In the tower is a large iron-bound poor-box dating probably from the late 16th century, with two holes for money, and in the south chapel are two grotesquely carved wood panels, while some fragments of old glass, mounted in a frame, are placed on the north wall of the nave. At the east end of the chancel is a painting by Gonzales of Christ and the two disciples at the supper at Emmaus. This picture was given to the church by the Rev. John Athawes on his induction to the living in 1833.

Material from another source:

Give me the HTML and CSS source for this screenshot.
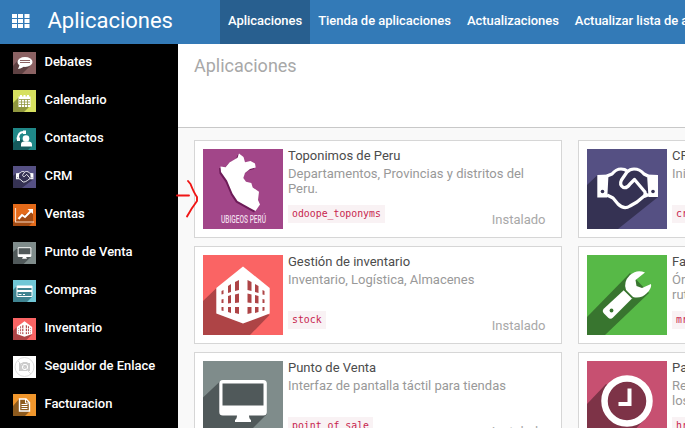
FILE: index.html
```html
<!DOCTYPE html>
<html lang="es">
<head>
<meta charset="utf-8">
<title>Aplicaciones</title>
<link rel="stylesheet" href="styles.css">
</head>
<body>
<svg class="defs" width="0" height="0">
  <symbol id="handshake" viewBox="0 0 80 80" preserveAspectRatio="none">
    <path fill="#555083" d="M0 0h80v80H0z"/>
    <path fill="#353253" d="M0 36 10.500 26 20.500 27 30 21 40 22 52 21 61 27 71 48 31 80H0z"/>
    <path fill="#fff" d="M10.300 26 21.500 25.500 20.300 48.500H10.300zM60 25.500 71 26V48H61.500z"/>
    <circle cx="15.500" cy="42.500" r="1.800" fill="#353253"/><circle cx="66" cy="42.500" r="1.800" fill="#353253"/>
    <path fill="none" stroke="#fff" stroke-width="3.200" stroke-linejoin="round" d="M20 27 25 25Q29 20 34 20 38 20 40 22M61 27 57 25Q53 20 47 20 43 20 40 23L34.500 31Q32 36 36.500 38.500 40 39.500 43 35L47.500 30.500 58 43Q59 46 56 48L50 53 43 57Q37 61 31 55L26 49 20 46M57 47.500 62 45.500"/>
  </symbol>
  <symbol id="building" viewBox="0 0 80 80" preserveAspectRatio="none">
    <path fill="#fa6464" d="M0 0h80v80H0z"/>
    <path fill="#ae4446" d="M0 46 13.500 33 66.500 60 47 80H0z"/>
    <path fill="#fff" d="M40 11.500 66.700 33V58.500L40 68.500 13.300 58.500V33z"/>
    <path fill="#ae4446" d="M32 27l4-2v10l-4 1zM25 31l3-2v8l-3 1zM18.500 36l2-1v4l-2 .5zM32 39.500l4-1v9l-4 .5zM25 41l3-1v8l-3 .5zM18.500 44.500l2-.5v4h-2zM32 52h4v7l-4-1zM25 52h3v6l-3-1zM18.500 52h2v4l-2-.5zM44.500 25l4 2v9l-4-1zM52 29l3.500 2v7l-3.500-1zM59.500 35l2 1v4l-2-.5zM44.500 38.500l4 1v8.500l-4-.5zM52 40l3.500 1v7.500l-3.500-.5zM59.500 44l2 .5V48h-2zM44.500 52h4v6l-4 1zM52 52h3.500v5l-3.500 1zM59.500 52h2v3.500l-2 .5z"/>
  </symbol>
  <symbol id="monitor" viewBox="0 0 80 80" preserveAspectRatio="none">
    <path fill="#7f8c8b" d="M0 0h80v80H0z"/>
    <path fill="#50595a" d="M0 36.500 17.500 20 64 53 37 80H0z"/>
    <rect x="16.300" y="19" width="47.500" height="35.500" rx="3.500" fill="#fff"/>
    <path fill="#50595a" d="M19.500 22.500h41V44.500h-41z"/>
    <path fill="#fff" d="M34 54h12q0 4 2 5v2H32v-2q2-1 2-5z"/>
  </symbol>
  <path id="peru" d="M32 4.500 36.500 8 38 13.300 43.500 12 48 14.500 48.700 18.500 43 20 38 24 36.300 29 39 32.700 44.300 34 45.700 38.500 52 42.700 51 51 53 55.500 48.500 62 43 59 30.500 52 25.500 44.500 20 31.500 14 23 13.500 17.500 18.500 18.300 22.500 13.500 30.500 8.700z"/>
</svg>

<header class="navbar">
  <svg class="apps" viewBox="0 0 18 14"><path fill="#fff" d="M0 0h5v4H0zM6 0h5v4H6zM12.500 0h5v4h-5zM0 5h5v4H0zM6 5h5v4H6zM12.500 5h5v4h-5zM0 10h5v4H0zM6 10h5v4H6zM12.500 10h5v4h-5z"/></svg>
  <span class="brand">Aplicaciones</span>
  <nav class="menu">
    <a class="entry active">Aplicaciones</a><a class="entry">Tienda de aplicaciones</a><a class="entry">Actualizaciones</a><a class="entry">Actualizar lista de aplicaciones</a>
  </nav>
</header>

<div class="body">
  <aside class="sidebar">
    <a class="side"><svg class="mini" viewBox="0 0 23 22"><path fill="#8b6263" d="M0 0h23v22H0z"/><path fill="#5e4142" d="M0 14 5 8l14 4L9 22H0z"/><ellipse cx="12" cy="10" rx="7.500" ry="5" fill="#fff"/><path fill="#fff" d="M7 12 5 17q5-1 6-3z"/><path stroke="#8b6263" stroke-width="1" d="M7 8.500h10M7 10.500h10"/></svg>Debates</a>
    <a class="side"><svg class="mini" viewBox="0 0 23 22"><path fill="#d6e05f" d="M0 0h23v22H0z"/><path fill="#90973f" d="M0 13 6 7l11 9-6 6H0z"/><path fill="#fff" d="M5.500 6.500h12V17h-12zM7 5h2v3H7zM10.500 5h2v3h-2zM14 5h2v3h-2z"/><path stroke="#90973f" stroke-width=".8" d="M6 9.500h11M6 12h11M6 14.500h11M8.500 9.500V17M11.500 9.500V17M14.500 9.500V17"/></svg>Calendario</a>
    <a class="side"><svg class="mini" viewBox="0 0 23 22"><path fill="#1f8787" d="M0 0h23v22H0z"/><path fill="#155a5c" d="M0 15 5 10l14 8-4 4H0z"/><path fill="none" stroke="#fff" stroke-width="2" stroke-linecap="round" d="M10.500 4Q5 4 5 11"/><path fill="#fff" d="M10 2.500h3V6h-3zM3.500 9.500H7V13H4z"/><circle cx="13" cy="10.500" r="3.300" fill="#fff"/><path fill="#fff" d="M8 18.500v-2q0-3 3-3h4q4 0 4 3v2z"/></svg>Contactos</a>
    <a class="side"><svg class="mini"><use href="#handshake"/></svg>CRM</a>
    <a class="side"><svg class="mini" viewBox="0 0 23 22"><path fill="#e46a19" d="M0 0h23v22H0z"/><path fill="#a24a12" d="M5 15 8 12l12-5v11l-4 4H0v-4z"/><path fill="none" stroke="#f9d5bd" stroke-width="1.200" d="M2.500 4v14H21"/><path fill="none" stroke="#fff" stroke-width="2" d="m5.500 15 3.500-4 3 2 6-6"/><path fill="#fff" d="M14.500 5H20v5z"/></svg>Ventas</a>
    <a class="side"><svg class="mini"><use href="#monitor"/></svg>Punto de Venta</a>
    <a class="side"><svg class="mini" viewBox="0 0 23 22"><path fill="#70c7d6" d="M0 0h23v22H0z"/><path fill="#408491" d="M0 10 4 6l16 10-6 6H0z"/><rect x="3.500" y="5.500" width="16" height="11.500" rx="1" fill="#fff"/><path fill="#408491" d="M4.500 8h14v2h-14zM4.500 12h14v4h-14z"/><path stroke="#fff" d="M5.500 14.500h3M10 14.500h2"/></svg>Compras</a>
    <a class="side"><svg class="mini"><use href="#building"/></svg>Inventario</a>
    <a class="side"><svg class="mini" viewBox="0 0 23 22"><path fill="#fff" d="M0 0h23v22H0z"/><circle cx="11.500" cy="11" r="9.500" fill="none" stroke="#ddd"/><path fill="#ccc" d="M6 7h3l1-1h4l1 1h2v8H6z"/><circle cx="12" cy="11" r="2.700" fill="none" stroke="#fff"/><path stroke="#ddd" d="m5 5 13 13"/></svg>Seguidor de Enlace</a>
    <a class="side"><svg class="mini" viewBox="0 0 23 22"><path fill="#f0962c" d="M0 0h23v22H0z"/><path fill="#8e5b1e" d="M0 12 6 5l11 12-5 5H0z"/><path fill="#8e5b1e" stroke="#fff" stroke-width="1.400" d="M6.500 5H13l3.500 3.500V17h-10z"/><path fill="none" stroke="#fff" d="M12.500 5v4h4M8.500 10.500h6M8.500 12.500h6M8.500 14.500h6"/></svg>Facturacion</a>
  </aside>

  <main class="content">
    <div class="panel"><h1 class="crumb">Aplicaciones</h1></div>
    <section class="kanban">
      <article class="card">
        <svg class="icon" viewBox="0 0 80 80"><path fill="#a24689" d="M0 0h80v80H0z"/><use href="#peru" x="2.500" y="1.500" fill="#6d1b58"/><use href="#peru" x="4" fill="#fff"/><text class="map-label" x="18" y="74" textLength="45" lengthAdjust="spacingAndGlyphs">UBIGEOS PERÚ</text></svg>
        <div class="info"><h2 class="name">Toponimos de Peru</h2><p class="desc">Departamentos, Provincias y distritos del Peru.</p><div class="foot"><code class="tech">odoope_toponyms</code><span class="state">Instalado</span></div></div>
      </article>
      <article class="card">
        <svg class="icon"><use href="#handshake"/></svg>
        <div class="info"><h2 class="name">CRM</h2><p class="desc">Iniciativas, Oportunidades, Actividades</p><div class="foot"><code class="tech">crm</code><span class="state">Instalado</span></div></div>
      </article>
      <article class="card">
        <svg class="icon"><use href="#building"/></svg>
        <div class="info"><h2 class="name">Gestión de inventario</h2><p class="desc">Inventario, Logística, Almacenes</p><div class="foot"><code class="tech">stock</code><span class="state">Instalado</span></div></div>
      </article>
      <article class="card">
        <svg class="icon" viewBox="0 0 80 80"><path fill="#57b947" d="M0 0h80v80H0z"/><path fill="#38752f" d="M0 62 43 18 62 38 18 80H0z"/><path fill="#fff" d="M37 35 45.500 43 26 62.500Q23.500 65 21 62.500L17 58.500Q14.500 56 17 53.500z"/><circle cx="24.500" cy="55.500" r="1.900" fill="#38752f"/><path fill="#fff" d="M58 17.500Q50 14 43 20 36 27 39 35L46 42Q54 44 60 38 65 33 64 29L55 33 49.500 31 48.500 25z"/><path stroke="#38752f" stroke-width="1.500" d="M37 34.500 45.500 43"/></svg>
        <div class="info"><h2 class="name">Fabricación</h2><p class="desc">Órdenes de producción, listas de materiales,<br>rutas</p><div class="foot"><code class="tech">mrp</code><span class="state">Instalado</span></div></div>
      </article>
      <article class="card">
        <svg class="icon"><use href="#monitor"/></svg>
        <div class="info"><h2 class="name">Punto de Venta</h2><p class="desc">Interfaz de pantalla táctil para tiendas</p><div class="foot"><code class="tech">point_of_sale</code><span class="state">Instalado</span></div></div>
      </article>
      <article class="card">
        <svg class="icon" viewBox="0 0 80 80"><path fill="#c75071" d="M0 0h80v80H0z"/><path fill="#7d3347" d="M0 43 19 23 58 58 37 80H0z"/><circle cx="40" cy="40" r="22.500" fill="#7d3347" stroke="#fff" stroke-width="6.500"/><path fill="#fff" d="M40.500 27.500h4V45H31.500v-4h9z"/></svg>
        <div class="info"><h2 class="name">Partes de horas</h2><p class="desc">Revisar y aprobar los partes de horas de<br>los empleados</p><div class="foot"><code class="tech">hr_timesheet</code><span class="state">Instalado</span></div></div>
      </article>
    </section>
  </main>
</div>
<svg class="arrow" viewBox="0 0 24 40"><path fill="none" stroke="#f01515" stroke-width="1.900" stroke-linecap="round" stroke-linejoin="round" d="M1 16.500H13M12 2 14.500 5Q18 14 21 18V22Q15 30 11 37.500"/></svg>
</body>
</html>
```
FILE: styles.css
```css
* { box-sizing: border-box; }
html, body { height: 100%; }
body {
  margin: 0;
  overflow: hidden;
  font: 13px/15px Roboto, sans-serif;
  color: #4c4c4c;
  background: #f9f9f9;
}
.defs { display: block; }
.navbar {
  display: flex;
  align-items: center;
  height: 44px;
  padding-left: 12px;
  overflow: hidden;
  background: #337ab7;
  color: #fff;
  white-space: nowrap;
}
.apps { width: 18px; height: 14px; flex: none; margin-top: -2px; }
.brand {
  width: 190px;
  flex: none;
  padding-left: 17.5px;
  font-size: 22px;
  line-height: 41px;
  height: 44px;
}
.menu { display: flex; flex: none; }
.entry {
  height: 44px;
  padding: 0 8px;
  line-height: 41px;
  font-weight: 500;
  letter-spacing: -0.04px;
}
.active { background: #285f8f; }
.body { display: flex; height: 384px; }
.sidebar {
  width: 178px;
  flex: none;
  padding-top: 8px;
  overflow: hidden;
  background: #000;
}
.side {
  display: flex;
  gap: 8.5px;
  height: 38px;
  padding-left: 13px;
  line-height: 20px;
  font-weight: 500;
  letter-spacing: -0.05px;
  color: #fff;
}
.mini { width: 23px; height: 22px; flex: none; }
.content { flex: 1; min-width: 0; overflow: hidden; }
.panel {
  height: 84px;
  padding: 12px 16px;
  background: #fff;
  border-bottom: 1px solid #c8c8c8;
}
.crumb {
  margin: 0;
  font-size: 18px;
  line-height: 20px;
  font-weight: 400;
  color: #a8a8a8;
}
.kanban {
  display: grid;
  grid-template-columns: 368px 368px;
  gap: 8px 16px;
  padding: 12px 16px;
}
.card {
  display: flex;
  gap: 5px;
  height: 98px;
  padding: 8px;
  background: #fff;
  border: 1px solid #d6d6d6;
}
.icon { width: 80px; height: 80px; flex: none; }
.info { display: flex; flex: 1; flex-direction: column; min-width: 0; padding-right: 7.5px; }
.name { margin: -1px 0 3px; font-size: 13px; line-height: 15px; font-weight: 400; }
.desc { margin: 0; color: #999; }
.foot {
  display: flex;
  align-items: flex-start;
  justify-content: space-between;
  height: 24px;
  margin-top: auto;
}
.tech {
  height: 18px;
  padding: 0 4px;
  font: 9.85px/18px "DejaVu Sans Mono", monospace;
  color: #c7254e;
  background: #f9f2f4;
}
.state { margin-top: 7px; color: #a8a8a8; }
.map-label { font: 500 10px Roboto, sans-serif; fill: #f0dcea; }
.arrow { position: absolute; left: 176px; top: 179px; width: 24px; height: 40px; }
```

The tower contains a ring of six bells: the treble and second are modern; the third is by Robert Atton, 1631; the fourth, inscribed, Hic Nova Campana Margareta Est Nominata, and the fifth, Sit Nomen Domini Benedictum, are both by Henry Jordan, about 1460; and the tenor is by Bartholomew Atton, 1590.

==Trivia==
In 1378, the curate/parson, William Capel de Sapcote of Little Loughton was found dead on the highway. An inquest found that the priest of Great Loughton, John Gervyes, had killed him with an arrow worth 1d. The value of the bow and arrow was 14d, and 'Great Loughton' was fined by that amount. In 1408, Little and Great Loughton were merged to form the present parish.

==The church today==
The church recently refurbished the flooring and seating, allowing the main part of the church to be used for a wider variety of activities. In addition to the church itself, there is also an adjoining room that is used by the children's Sunday club during services and for the serving of refreshments after services. The church and the adjoining room are also available for hire by local groups and businesses.

The church is part of the Watling Valley Ecumenical Partnership.